Since then, sales have spluttered and margins have dropped 10 percentage points below that average. Even so, they remain enviably fat and Victrex’s bosses talk of a good performance in the first nine months of 2021-22, with both sales value and volumes rising 9 per cent on the previous year. Thus they are confident Victrex will make City expectations of earnings of around 94p for the full year, 12 per cent higher than 2020-21. That hardly puts the shares on a low rating but, at below 20 times forecast earnings with the share price at £18.35, it is low compared with its five-year average. 

The immediate concern, therefore, is how much progress will slow in 2022-23 since Victrex is tied to growth in global gross domestic product and especially to growth in China, where much of its development is focused. Despite this, its share price seems to have some momentum. It has outperformed the FTSE All-Share index by 6 per cent over the past six months, but is still little more than half its five-year high.

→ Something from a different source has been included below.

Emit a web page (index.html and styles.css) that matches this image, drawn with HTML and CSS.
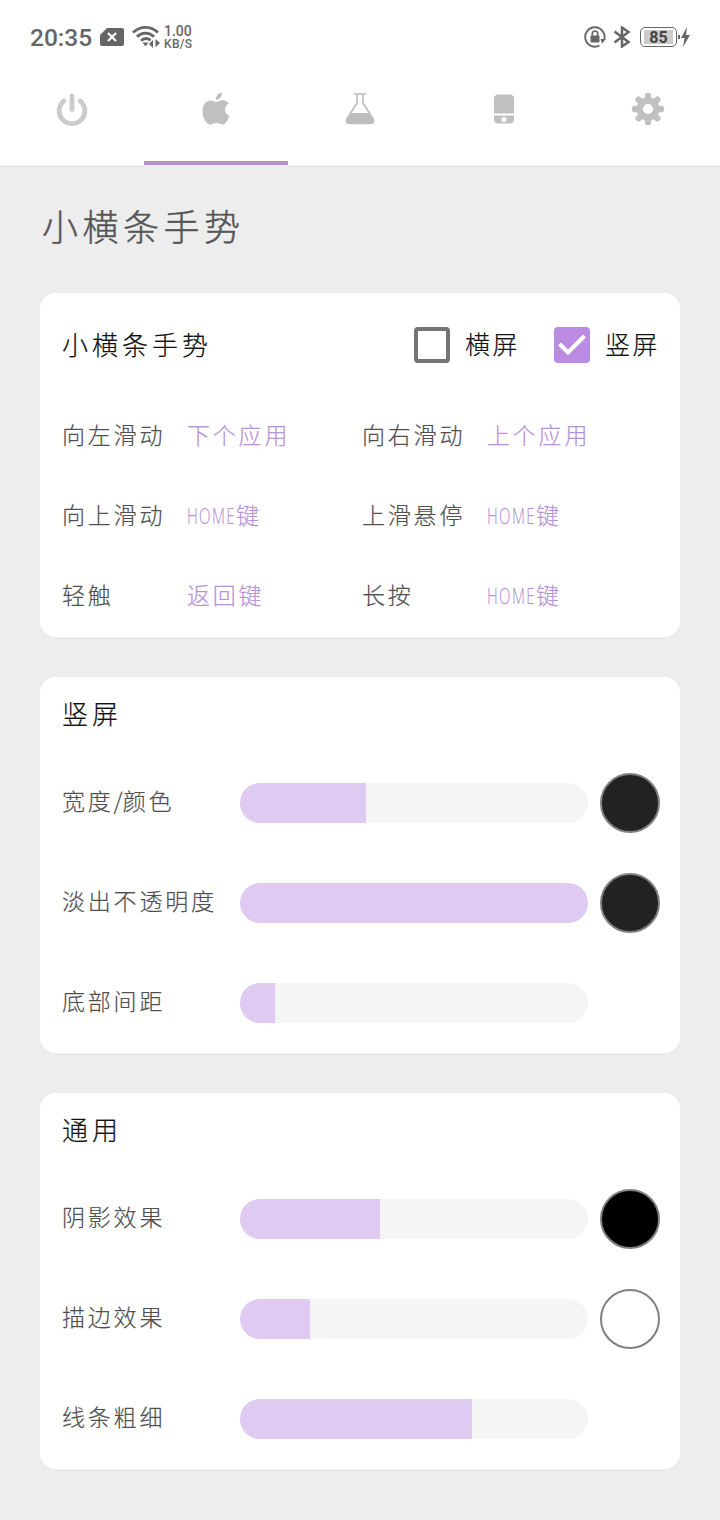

Yet do I dare add to the Bearbull Income Portfolio a stock whose dividend yield won’t quite scrape 3 per cent this year, especially when I have just bought holdings in retailer Pets at Home (PETS) and platinum metals specialist Johnson Matthey (JMAT) (see last week’s Bearbull for a full discussion)?. After all, these two come with yields of 3.2 per cent and 3.5 per cent, respectively, below the fund’s weighted average yield. That was planned, and the fund still has one holding, R&Q Insurance (RQIH), that has axed its payout, meaning that almost £13,000 of capital is producing no income for the time being. Even so, some more thought is needed.